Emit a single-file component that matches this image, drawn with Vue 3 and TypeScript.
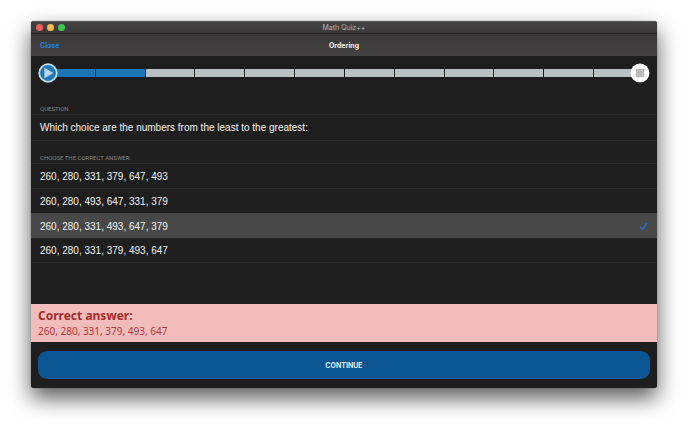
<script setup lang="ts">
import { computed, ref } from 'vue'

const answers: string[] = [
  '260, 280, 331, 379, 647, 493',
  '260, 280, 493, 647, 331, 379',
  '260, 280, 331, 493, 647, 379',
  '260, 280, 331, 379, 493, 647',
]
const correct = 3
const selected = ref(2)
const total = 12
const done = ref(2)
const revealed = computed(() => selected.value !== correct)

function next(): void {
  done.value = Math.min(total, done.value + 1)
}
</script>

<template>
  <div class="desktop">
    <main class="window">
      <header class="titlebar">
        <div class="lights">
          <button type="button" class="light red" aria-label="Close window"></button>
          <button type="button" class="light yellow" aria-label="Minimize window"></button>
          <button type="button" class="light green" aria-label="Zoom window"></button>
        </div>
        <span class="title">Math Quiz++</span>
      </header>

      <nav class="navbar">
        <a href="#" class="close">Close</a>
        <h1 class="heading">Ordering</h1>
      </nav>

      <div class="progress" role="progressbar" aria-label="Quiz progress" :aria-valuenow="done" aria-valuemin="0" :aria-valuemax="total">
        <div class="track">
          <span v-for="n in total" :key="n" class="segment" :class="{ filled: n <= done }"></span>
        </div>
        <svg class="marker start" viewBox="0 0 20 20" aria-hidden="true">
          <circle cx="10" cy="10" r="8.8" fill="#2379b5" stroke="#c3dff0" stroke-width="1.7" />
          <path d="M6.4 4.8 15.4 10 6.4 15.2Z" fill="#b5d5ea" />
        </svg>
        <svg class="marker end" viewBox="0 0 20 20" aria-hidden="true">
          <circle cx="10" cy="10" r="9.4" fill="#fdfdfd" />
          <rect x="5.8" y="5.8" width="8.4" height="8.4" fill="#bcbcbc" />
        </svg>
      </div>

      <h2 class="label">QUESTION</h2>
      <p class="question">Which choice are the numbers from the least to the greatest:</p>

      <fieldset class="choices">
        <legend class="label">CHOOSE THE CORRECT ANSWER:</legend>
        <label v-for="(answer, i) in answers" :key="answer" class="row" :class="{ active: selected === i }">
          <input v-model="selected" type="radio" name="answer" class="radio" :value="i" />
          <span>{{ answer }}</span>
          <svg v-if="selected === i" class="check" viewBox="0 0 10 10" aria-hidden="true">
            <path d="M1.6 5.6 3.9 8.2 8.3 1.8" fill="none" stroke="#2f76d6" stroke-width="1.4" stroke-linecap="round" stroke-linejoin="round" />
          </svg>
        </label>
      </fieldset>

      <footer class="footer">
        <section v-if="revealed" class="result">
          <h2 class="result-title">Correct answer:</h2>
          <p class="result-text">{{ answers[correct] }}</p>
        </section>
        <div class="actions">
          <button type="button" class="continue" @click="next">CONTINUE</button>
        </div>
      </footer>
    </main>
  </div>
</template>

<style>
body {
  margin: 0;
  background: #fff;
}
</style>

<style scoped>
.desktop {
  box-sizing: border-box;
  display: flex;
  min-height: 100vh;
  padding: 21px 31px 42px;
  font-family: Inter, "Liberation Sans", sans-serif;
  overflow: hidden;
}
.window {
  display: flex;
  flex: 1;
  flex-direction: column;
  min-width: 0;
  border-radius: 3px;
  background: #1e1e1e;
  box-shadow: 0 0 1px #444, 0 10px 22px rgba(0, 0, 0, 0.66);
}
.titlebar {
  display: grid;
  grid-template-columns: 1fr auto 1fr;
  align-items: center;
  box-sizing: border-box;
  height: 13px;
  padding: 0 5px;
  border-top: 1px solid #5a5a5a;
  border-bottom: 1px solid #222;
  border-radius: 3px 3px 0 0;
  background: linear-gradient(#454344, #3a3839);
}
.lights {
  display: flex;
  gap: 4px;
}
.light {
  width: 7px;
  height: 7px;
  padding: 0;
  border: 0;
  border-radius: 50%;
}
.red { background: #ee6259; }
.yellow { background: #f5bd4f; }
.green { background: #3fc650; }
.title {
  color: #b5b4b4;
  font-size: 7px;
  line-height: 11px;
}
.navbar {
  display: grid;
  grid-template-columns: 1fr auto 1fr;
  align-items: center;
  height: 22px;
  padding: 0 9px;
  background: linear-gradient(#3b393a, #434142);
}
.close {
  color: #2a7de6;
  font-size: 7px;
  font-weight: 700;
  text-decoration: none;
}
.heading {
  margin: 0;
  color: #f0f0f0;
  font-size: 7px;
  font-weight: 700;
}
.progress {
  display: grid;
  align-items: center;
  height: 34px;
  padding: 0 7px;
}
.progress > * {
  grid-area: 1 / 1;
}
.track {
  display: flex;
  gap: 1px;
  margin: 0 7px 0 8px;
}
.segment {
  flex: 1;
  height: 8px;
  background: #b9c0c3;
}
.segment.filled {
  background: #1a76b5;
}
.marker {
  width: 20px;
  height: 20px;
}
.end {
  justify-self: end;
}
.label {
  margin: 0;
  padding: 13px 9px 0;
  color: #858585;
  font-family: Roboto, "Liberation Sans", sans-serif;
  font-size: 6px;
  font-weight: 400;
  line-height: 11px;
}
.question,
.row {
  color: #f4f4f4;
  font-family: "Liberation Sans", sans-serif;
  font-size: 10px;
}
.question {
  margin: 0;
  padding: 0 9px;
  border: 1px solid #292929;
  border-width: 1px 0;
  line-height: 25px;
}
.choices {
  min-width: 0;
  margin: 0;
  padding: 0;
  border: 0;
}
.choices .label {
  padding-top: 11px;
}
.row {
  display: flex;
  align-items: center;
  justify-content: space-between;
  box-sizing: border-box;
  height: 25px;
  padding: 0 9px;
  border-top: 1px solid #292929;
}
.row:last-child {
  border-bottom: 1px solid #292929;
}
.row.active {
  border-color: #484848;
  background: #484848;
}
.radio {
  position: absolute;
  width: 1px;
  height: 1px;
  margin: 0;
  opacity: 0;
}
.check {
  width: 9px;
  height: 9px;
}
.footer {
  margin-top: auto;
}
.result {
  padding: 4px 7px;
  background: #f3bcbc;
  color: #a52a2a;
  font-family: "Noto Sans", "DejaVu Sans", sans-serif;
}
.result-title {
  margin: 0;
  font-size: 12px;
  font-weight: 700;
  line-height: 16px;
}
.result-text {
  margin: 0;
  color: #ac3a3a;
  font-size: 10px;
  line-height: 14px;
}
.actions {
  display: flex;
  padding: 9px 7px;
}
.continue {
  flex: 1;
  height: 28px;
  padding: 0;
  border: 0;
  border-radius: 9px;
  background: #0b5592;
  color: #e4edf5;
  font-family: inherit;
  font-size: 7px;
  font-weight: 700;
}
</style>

● ● ● ●

▶ [What you have to do] Your task is to repeat the data above exactly while excluding the pictures.

▶ [Written solution]
Emit a single-file component that matches this image, drawn with Vue 3 and TypeScript.
<script setup lang="ts">
import { computed, ref } from 'vue'

const answers: string[] = [
  '260, 280, 331, 379, 647, 493',
  '260, 280, 493, 647, 331, 379',
  '260, 280, 331, 493, 647, 379',
  '260, 280, 331, 379, 493, 647',
]
const correct = 3
const selected = ref(2)
const total = 12
const done = ref(2)
const revealed = computed(() => selected.value !== correct)

function next(): void {
  done.value = Math.min(total, done.value + 1)
}
</script>

<template>
  <div class="desktop">
    <main class="window">
      <header class="titlebar">
        <div class="lights">
          <button type="button" class="light red" aria-label="Close window"></button>
          <button type="button" class="light yellow" aria-label="Minimize window"></button>
          <button type="button" class="light green" aria-label="Zoom window"></button>
        </div>
        <span class="title">Math Quiz++</span>
      </header>

      <nav class="navbar">
        <a href="#" class="close">Close</a>
        <h1 class="heading">Ordering</h1>
      </nav>

      <div class="progress" role="progressbar" aria-label="Quiz progress" :aria-valuenow="done" aria-valuemin="0" :aria-valuemax="total">
        <div class="track">
          <span v-for="n in total" :key="n" class="segment" :class="{ filled: n <= done }"></span>
        </div>
        <svg class="marker start" viewBox="0 0 20 20" aria-hidden="true">
          <circle cx="10" cy="10" r="8.8" fill="#2379b5" stroke="#c3dff0" stroke-width="1.7" />
          <path d="M6.4 4.8 15.4 10 6.4 15.2Z" fill="#b5d5ea" />
        </svg>
        <svg class="marker end" viewBox="0 0 20 20" aria-hidden="true">
          <circle cx="10" cy="10" r="9.4" fill="#fdfdfd" />
          <rect x="5.8" y="5.8" width="8.4" height="8.4" fill="#bcbcbc" />
        </svg>
      </div>

      <h2 class="label">QUESTION</h2>
      <p class="question">Which choice are the numbers from the least to the greatest:</p>

      <fieldset class="choices">
        <legend class="label">CHOOSE THE CORRECT ANSWER:</legend>
        <label v-for="(answer, i) in answers" :key="answer" class="row" :class="{ active: selected === i }">
          <input v-model="selected" type="radio" name="answer" class="radio" :value="i" />
          <span>{{ answer }}</span>
          <svg v-if="selected === i" class="check" viewBox="0 0 10 10" aria-hidden="true">
            <path d="M1.6 5.6 3.9 8.2 8.3 1.8" fill="none" stroke="#2f76d6" stroke-width="1.4" stroke-linecap="round" stroke-linejoin="round" />
          </svg>
        </label>
      </fieldset>

      <footer class="footer">
        <section v-if="revealed" class="result">
          <h2 class="result-title">Correct answer:</h2>
          <p class="result-text">{{ answers[correct] }}</p>
        </section>
        <div class="actions">
          <button type="button" class="continue" @click="next">CONTINUE</button>
        </div>
      </footer>
    </main>
  </div>
</template>

<style>
body {
  margin: 0;
  background: #fff;
}
</style>

<style scoped>
.desktop {
  box-sizing: border-box;
  display: flex;
  min-height: 100vh;
  padding: 21px 31px 42px;
  font-family: Inter, "Liberation Sans", sans-serif;
  overflow: hidden;
}
.window {
  display: flex;
  flex: 1;
  flex-direction: column;
  min-width: 0;
  border-radius: 3px;
  background: #1e1e1e;
  box-shadow: 0 0 1px #444, 0 10px 22px rgba(0, 0, 0, 0.66);
}
.titlebar {
  display: grid;
  grid-template-columns: 1fr auto 1fr;
  align-items: center;
  box-sizing: border-box;
  height: 13px;
  padding: 0 5px;
  border-top: 1px solid #5a5a5a;
  border-bottom: 1px solid #222;
  border-radius: 3px 3px 0 0;
  background: linear-gradient(#454344, #3a3839);
}
.lights {
  display: flex;
  gap: 4px;
}
.light {
  width: 7px;
  height: 7px;
  padding: 0;
  border: 0;
  border-radius: 50%;
}
.red { background: #ee6259; }
.yellow { background: #f5bd4f; }
.green { background: #3fc650; }
.title {
  color: #b5b4b4;
  font-size: 7px;
  line-height: 11px;
}
.navbar {
  display: grid;
  grid-template-columns: 1fr auto 1fr;
  align-items: center;
  height: 22px;
  padding: 0 9px;
  background: linear-gradient(#3b393a, #434142);
}
.close {
  color: #2a7de6;
  font-size: 7px;
  font-weight: 700;
  text-decoration: none;
}
.heading {
  margin: 0;
  color: #f0f0f0;
  font-size: 7px;
  font-weight: 700;
}
.progress {
  display: grid;
  align-items: center;
  height: 34px;
  padding: 0 7px;
}
.progress > * {
  grid-area: 1 / 1;
}
.track {
  display: flex;
  gap: 1px;
  margin: 0 7px 0 8px;
}
.segment {
  flex: 1;
  height: 8px;
  background: #b9c0c3;
}
.segment.filled {
  background: #1a76b5;
}
.marker {
  width: 20px;
  height: 20px;
}
.end {
  justify-self: end;
}
.label {
  margin: 0;
  padding: 13px 9px 0;
  color: #858585;
  font-family: Roboto, "Liberation Sans", sans-serif;
  font-size: 6px;
  font-weight: 400;
  line-height: 11px;
}
.question,
.row {
  color: #f4f4f4;
  font-family: "Liberation Sans", sans-serif;
  font-size: 10px;
}
.question {
  margin: 0;
  padding: 0 9px;
  border: 1px solid #292929;
  border-width: 1px 0;
  line-height: 25px;
}
.choices {
  min-width: 0;
  margin: 0;
  padding: 0;
  border: 0;
}
.choices .label {
  padding-top: 11px;
}
.row {
  display: flex;
  align-items: center;
  justify-content: space-between;
  box-sizing: border-box;
  height: 25px;
  padding: 0 9px;
  border-top: 1px solid #292929;
}
.row:last-child {
  border-bottom: 1px solid #292929;
}
.row.active {
  border-color: #484848;
  background: #484848;
}
.radio {
  position: absolute;
  width: 1px;
  height: 1px;
  margin: 0;
  opacity: 0;
}
.check {
  width: 9px;
  height: 9px;
}
.footer {
  margin-top: auto;
}
.result {
  padding: 4px 7px;
  background: #f3bcbc;
  color: #a52a2a;
  font-family: "Noto Sans", "DejaVu Sans", sans-serif;
}
.result-title {
  margin: 0;
  font-size: 12px;
  font-weight: 700;
  line-height: 16px;
}
.result-text {
  margin: 0;
  color: #ac3a3a;
  font-size: 10px;
  line-height: 14px;
}
.actions {
  display: flex;
  padding: 9px 7px;
}
.continue {
  flex: 1;
  height: 28px;
  padding: 0;
  border: 0;
  border-radius: 9px;
  background: #0b5592;
  color: #e4edf5;
  font-family: inherit;
  font-size: 7px;
  font-weight: 700;
}
</style>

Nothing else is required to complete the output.